**MATERIAL SHOWN**
>> START

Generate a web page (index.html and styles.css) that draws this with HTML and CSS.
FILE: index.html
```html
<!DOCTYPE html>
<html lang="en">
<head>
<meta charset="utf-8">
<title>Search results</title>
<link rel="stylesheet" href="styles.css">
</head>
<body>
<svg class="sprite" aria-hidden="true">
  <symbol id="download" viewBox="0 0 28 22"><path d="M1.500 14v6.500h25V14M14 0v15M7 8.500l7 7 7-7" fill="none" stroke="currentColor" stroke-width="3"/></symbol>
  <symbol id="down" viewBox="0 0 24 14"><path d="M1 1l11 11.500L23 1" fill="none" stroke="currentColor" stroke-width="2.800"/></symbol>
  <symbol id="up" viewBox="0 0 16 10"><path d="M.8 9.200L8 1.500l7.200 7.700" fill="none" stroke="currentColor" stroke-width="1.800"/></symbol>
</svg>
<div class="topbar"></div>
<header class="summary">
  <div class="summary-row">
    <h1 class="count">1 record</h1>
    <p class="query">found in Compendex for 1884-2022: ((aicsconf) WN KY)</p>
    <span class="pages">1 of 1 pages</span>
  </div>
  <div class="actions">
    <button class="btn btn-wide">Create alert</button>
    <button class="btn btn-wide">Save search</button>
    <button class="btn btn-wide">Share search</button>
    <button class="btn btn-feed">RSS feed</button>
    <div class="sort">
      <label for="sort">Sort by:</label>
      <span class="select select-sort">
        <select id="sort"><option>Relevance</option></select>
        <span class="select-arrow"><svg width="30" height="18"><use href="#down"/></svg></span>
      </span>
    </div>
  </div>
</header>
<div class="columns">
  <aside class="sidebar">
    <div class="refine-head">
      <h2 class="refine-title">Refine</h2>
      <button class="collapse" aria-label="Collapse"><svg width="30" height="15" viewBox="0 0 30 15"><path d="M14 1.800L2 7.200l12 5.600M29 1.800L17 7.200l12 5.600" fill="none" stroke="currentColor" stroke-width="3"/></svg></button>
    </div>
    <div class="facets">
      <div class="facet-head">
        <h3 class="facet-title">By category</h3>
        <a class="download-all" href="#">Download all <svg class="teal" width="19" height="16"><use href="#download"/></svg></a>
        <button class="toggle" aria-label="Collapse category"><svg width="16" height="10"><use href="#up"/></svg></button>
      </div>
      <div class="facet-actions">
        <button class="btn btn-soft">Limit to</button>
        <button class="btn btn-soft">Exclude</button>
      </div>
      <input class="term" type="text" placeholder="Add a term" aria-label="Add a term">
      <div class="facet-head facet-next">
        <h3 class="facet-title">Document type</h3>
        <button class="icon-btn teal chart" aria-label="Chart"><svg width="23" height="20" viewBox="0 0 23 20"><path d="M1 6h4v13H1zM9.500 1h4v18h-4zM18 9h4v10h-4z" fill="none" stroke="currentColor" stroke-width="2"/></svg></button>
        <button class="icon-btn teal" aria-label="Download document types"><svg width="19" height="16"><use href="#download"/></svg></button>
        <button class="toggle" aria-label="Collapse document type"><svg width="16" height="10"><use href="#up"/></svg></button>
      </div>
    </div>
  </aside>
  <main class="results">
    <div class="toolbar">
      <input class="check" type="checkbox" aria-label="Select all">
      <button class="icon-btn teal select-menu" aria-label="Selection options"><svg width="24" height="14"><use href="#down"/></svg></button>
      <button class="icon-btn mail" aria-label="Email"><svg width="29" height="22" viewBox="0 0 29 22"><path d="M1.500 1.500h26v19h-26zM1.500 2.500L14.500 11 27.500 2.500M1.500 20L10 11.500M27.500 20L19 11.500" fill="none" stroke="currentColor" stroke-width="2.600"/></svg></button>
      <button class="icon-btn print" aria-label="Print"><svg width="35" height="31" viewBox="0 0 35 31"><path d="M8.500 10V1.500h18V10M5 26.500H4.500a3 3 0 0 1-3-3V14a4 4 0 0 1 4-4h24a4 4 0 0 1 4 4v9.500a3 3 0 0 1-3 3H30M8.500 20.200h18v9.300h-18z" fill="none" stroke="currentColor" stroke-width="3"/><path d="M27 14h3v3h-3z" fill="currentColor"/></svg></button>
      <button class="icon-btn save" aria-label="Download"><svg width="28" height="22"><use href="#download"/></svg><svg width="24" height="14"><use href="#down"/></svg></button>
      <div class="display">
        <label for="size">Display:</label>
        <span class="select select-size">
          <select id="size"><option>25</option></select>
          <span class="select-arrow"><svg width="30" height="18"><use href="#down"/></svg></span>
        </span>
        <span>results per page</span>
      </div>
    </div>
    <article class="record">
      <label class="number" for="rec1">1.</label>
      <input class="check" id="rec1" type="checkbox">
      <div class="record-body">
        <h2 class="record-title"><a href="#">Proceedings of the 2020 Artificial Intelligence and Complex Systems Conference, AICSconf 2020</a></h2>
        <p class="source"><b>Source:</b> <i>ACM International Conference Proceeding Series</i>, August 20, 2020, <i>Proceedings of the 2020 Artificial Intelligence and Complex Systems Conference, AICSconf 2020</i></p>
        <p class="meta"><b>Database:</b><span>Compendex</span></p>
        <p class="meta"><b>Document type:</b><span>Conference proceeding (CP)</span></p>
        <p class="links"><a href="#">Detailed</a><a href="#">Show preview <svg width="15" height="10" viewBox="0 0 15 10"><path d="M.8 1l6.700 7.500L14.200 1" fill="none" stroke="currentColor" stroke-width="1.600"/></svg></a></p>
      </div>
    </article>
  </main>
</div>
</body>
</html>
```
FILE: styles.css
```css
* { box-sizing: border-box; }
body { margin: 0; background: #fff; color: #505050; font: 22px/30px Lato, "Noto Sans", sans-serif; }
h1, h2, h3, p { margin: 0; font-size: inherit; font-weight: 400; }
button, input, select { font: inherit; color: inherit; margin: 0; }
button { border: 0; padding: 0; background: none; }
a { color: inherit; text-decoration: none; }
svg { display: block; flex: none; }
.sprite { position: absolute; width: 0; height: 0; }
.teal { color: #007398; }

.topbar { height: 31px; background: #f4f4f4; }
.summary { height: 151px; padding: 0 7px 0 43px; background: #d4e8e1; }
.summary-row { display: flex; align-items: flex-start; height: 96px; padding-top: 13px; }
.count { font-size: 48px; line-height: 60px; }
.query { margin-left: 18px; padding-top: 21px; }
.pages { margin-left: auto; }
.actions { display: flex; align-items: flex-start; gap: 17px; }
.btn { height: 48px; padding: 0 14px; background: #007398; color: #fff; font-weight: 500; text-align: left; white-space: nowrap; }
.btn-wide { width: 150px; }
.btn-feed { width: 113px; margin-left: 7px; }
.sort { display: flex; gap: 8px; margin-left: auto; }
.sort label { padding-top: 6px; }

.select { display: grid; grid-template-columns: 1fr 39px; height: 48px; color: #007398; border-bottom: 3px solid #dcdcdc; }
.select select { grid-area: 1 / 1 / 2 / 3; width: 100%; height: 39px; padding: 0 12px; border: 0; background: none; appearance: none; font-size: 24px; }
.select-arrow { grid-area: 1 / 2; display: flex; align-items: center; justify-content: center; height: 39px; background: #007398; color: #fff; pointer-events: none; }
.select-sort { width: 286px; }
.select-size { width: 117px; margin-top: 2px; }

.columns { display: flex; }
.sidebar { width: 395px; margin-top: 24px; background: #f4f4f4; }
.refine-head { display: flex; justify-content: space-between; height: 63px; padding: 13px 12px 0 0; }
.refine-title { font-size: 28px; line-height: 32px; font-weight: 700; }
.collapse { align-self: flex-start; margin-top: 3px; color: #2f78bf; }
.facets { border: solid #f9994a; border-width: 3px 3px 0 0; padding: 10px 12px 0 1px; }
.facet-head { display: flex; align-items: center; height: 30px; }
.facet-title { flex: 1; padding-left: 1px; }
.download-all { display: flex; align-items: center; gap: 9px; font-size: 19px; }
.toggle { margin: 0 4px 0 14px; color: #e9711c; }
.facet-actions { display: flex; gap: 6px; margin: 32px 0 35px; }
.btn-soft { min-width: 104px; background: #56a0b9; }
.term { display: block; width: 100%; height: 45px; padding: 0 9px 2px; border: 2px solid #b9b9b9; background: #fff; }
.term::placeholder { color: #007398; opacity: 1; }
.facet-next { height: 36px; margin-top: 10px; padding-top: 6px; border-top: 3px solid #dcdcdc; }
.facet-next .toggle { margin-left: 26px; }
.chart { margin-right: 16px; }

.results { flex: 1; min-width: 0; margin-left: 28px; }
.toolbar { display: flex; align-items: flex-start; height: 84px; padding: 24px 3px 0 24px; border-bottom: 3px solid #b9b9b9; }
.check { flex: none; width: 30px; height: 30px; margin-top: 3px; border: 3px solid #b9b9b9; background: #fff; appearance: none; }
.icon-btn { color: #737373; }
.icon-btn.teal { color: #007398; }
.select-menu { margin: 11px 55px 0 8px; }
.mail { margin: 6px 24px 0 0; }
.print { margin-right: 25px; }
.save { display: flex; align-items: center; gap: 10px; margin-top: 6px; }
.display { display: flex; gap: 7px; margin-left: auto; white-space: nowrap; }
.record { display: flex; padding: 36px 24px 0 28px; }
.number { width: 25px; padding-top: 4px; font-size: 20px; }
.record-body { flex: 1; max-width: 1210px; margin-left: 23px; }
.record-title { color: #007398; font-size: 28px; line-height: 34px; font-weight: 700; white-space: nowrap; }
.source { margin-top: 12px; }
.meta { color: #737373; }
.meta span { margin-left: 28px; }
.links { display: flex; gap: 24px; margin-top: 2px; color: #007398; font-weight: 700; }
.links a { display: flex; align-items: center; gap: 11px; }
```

>> END
>> START

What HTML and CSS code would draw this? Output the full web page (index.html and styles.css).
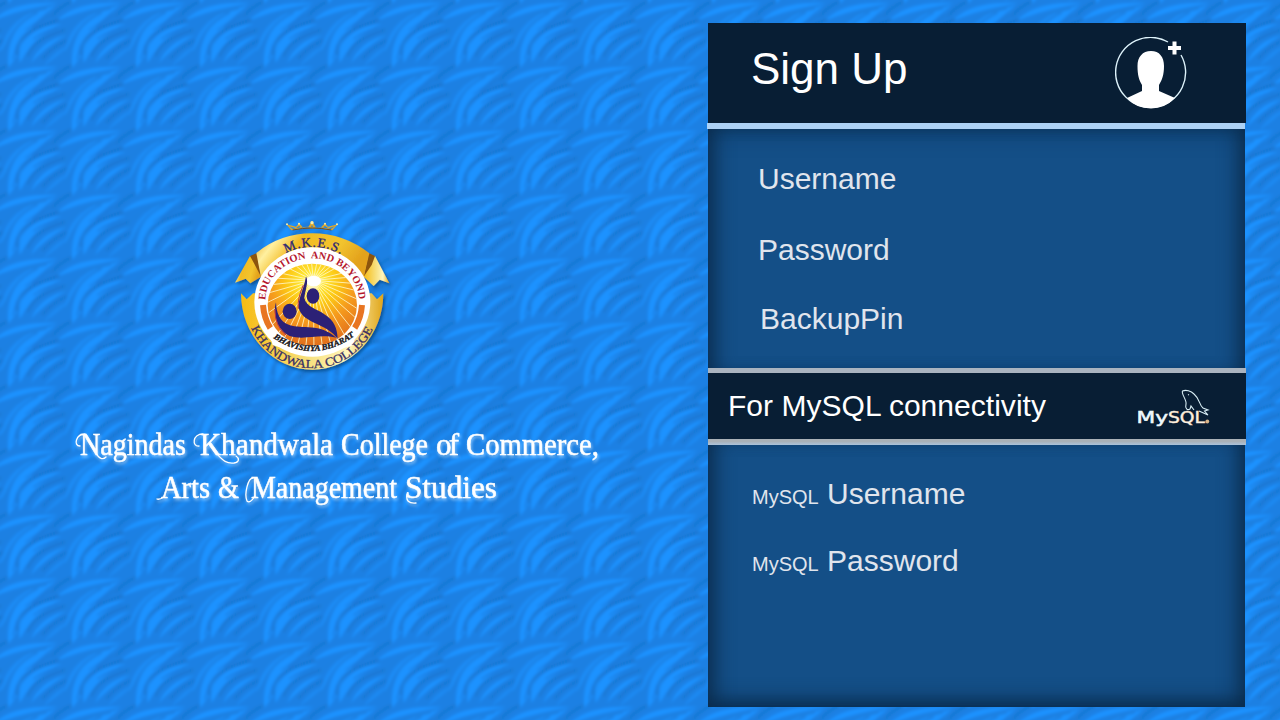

>> END
>> START

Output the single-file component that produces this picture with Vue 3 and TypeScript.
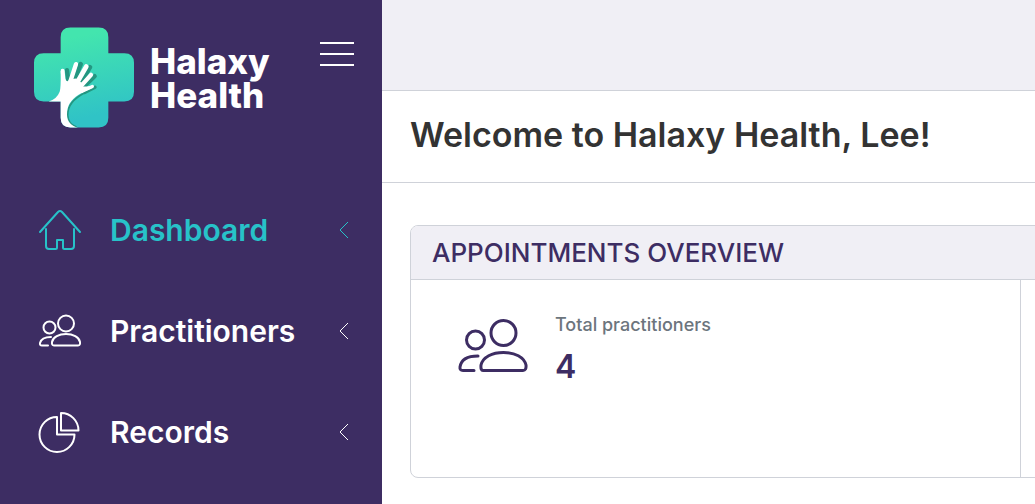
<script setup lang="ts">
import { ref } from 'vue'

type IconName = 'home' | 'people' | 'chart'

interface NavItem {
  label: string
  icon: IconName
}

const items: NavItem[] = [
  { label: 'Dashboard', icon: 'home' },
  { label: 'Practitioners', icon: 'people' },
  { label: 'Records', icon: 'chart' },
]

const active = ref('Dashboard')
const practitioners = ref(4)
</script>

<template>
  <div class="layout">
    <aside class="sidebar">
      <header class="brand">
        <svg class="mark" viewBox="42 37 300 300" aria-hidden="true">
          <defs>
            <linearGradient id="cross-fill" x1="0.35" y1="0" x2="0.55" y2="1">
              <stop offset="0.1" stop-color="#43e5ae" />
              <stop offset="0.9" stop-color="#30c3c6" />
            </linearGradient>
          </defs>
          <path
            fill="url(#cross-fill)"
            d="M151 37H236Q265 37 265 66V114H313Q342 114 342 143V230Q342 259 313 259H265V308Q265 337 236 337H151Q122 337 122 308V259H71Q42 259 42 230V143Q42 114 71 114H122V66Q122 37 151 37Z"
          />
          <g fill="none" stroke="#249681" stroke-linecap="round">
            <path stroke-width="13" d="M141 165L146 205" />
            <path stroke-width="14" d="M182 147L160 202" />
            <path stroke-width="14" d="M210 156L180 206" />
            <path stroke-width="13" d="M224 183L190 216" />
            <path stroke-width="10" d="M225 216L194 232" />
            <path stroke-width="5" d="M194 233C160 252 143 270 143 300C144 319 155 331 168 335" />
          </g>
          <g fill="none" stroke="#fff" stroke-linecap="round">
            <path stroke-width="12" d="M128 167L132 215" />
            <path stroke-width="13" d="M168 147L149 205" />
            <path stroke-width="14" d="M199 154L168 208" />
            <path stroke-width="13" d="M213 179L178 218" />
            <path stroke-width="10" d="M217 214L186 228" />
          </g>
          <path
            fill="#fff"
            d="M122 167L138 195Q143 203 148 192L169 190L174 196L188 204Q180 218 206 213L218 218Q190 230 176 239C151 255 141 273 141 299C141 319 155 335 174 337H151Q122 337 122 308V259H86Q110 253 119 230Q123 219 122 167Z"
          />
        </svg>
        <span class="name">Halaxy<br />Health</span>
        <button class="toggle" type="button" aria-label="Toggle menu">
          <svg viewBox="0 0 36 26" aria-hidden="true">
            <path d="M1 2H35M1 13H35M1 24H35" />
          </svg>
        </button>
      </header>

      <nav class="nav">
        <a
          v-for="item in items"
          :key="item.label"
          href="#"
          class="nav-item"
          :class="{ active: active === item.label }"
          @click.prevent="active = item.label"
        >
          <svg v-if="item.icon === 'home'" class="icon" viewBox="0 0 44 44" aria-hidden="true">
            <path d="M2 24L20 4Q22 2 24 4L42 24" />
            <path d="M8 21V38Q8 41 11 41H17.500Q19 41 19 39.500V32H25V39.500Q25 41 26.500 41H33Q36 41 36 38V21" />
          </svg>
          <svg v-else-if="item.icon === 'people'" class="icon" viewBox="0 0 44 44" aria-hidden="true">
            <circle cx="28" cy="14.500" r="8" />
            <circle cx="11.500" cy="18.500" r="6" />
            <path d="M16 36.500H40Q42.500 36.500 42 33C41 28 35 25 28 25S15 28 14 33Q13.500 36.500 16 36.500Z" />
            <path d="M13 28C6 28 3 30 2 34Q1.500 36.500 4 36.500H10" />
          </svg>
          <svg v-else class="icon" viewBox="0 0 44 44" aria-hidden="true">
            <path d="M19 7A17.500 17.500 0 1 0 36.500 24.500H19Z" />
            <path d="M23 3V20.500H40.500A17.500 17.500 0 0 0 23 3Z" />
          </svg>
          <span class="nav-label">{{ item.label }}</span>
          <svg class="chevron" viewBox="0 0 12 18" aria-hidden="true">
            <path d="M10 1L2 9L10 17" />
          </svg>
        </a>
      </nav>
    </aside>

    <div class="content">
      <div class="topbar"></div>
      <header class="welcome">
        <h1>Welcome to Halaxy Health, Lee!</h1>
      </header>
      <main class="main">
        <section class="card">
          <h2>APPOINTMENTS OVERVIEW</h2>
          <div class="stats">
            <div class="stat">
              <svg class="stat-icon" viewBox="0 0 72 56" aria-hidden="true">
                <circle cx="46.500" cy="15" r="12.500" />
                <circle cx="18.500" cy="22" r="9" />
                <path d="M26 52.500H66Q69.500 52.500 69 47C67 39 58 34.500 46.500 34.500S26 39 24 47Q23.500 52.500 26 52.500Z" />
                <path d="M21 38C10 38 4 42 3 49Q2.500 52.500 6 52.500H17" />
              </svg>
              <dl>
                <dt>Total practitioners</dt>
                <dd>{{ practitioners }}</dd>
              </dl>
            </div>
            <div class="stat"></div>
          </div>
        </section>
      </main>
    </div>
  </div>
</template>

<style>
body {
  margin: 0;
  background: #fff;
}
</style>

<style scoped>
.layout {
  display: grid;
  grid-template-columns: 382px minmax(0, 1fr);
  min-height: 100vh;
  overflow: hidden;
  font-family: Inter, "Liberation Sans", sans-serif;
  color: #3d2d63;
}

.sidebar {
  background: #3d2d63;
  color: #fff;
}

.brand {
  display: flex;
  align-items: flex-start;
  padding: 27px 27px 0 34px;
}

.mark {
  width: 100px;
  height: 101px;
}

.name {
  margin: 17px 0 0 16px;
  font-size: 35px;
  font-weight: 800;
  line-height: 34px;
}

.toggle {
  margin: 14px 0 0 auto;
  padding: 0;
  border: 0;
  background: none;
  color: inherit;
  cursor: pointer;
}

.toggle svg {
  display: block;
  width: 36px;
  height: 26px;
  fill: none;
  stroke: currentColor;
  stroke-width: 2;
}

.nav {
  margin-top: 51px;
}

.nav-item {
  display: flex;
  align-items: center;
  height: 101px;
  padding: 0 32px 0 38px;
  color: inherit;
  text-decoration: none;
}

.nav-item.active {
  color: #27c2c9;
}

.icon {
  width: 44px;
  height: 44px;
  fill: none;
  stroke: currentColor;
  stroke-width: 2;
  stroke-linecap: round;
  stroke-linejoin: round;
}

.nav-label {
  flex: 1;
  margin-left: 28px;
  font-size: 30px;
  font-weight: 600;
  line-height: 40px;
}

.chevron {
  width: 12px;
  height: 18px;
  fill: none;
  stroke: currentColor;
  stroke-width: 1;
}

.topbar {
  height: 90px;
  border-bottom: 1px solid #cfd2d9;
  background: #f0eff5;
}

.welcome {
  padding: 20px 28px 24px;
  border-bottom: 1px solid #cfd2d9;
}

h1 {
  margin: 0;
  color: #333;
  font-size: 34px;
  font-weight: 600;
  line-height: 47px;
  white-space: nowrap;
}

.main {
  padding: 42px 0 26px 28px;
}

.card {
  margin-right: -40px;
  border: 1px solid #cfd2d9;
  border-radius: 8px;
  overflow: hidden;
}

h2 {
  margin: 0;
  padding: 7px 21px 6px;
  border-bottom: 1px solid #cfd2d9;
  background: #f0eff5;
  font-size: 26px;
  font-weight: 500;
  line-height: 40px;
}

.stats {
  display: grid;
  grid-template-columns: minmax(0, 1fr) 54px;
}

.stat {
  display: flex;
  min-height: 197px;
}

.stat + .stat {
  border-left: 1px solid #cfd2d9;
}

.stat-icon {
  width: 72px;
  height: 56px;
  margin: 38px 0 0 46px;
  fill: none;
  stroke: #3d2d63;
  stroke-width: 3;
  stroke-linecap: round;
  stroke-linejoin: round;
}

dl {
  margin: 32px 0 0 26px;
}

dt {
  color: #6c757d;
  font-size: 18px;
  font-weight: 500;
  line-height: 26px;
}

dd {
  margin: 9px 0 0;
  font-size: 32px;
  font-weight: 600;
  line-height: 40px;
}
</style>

>> END

**WHAT YOU ARE ASKED TO DO**
Track down the lines that include the word "index" and copy them.

**WRITTEN ANSWER**
Generate a web page (index.html and styles.css) that draws this with HTML and CSS.
FILE: index.html
What HTML and CSS code would draw this? Output the full web page (index.html and styles.css).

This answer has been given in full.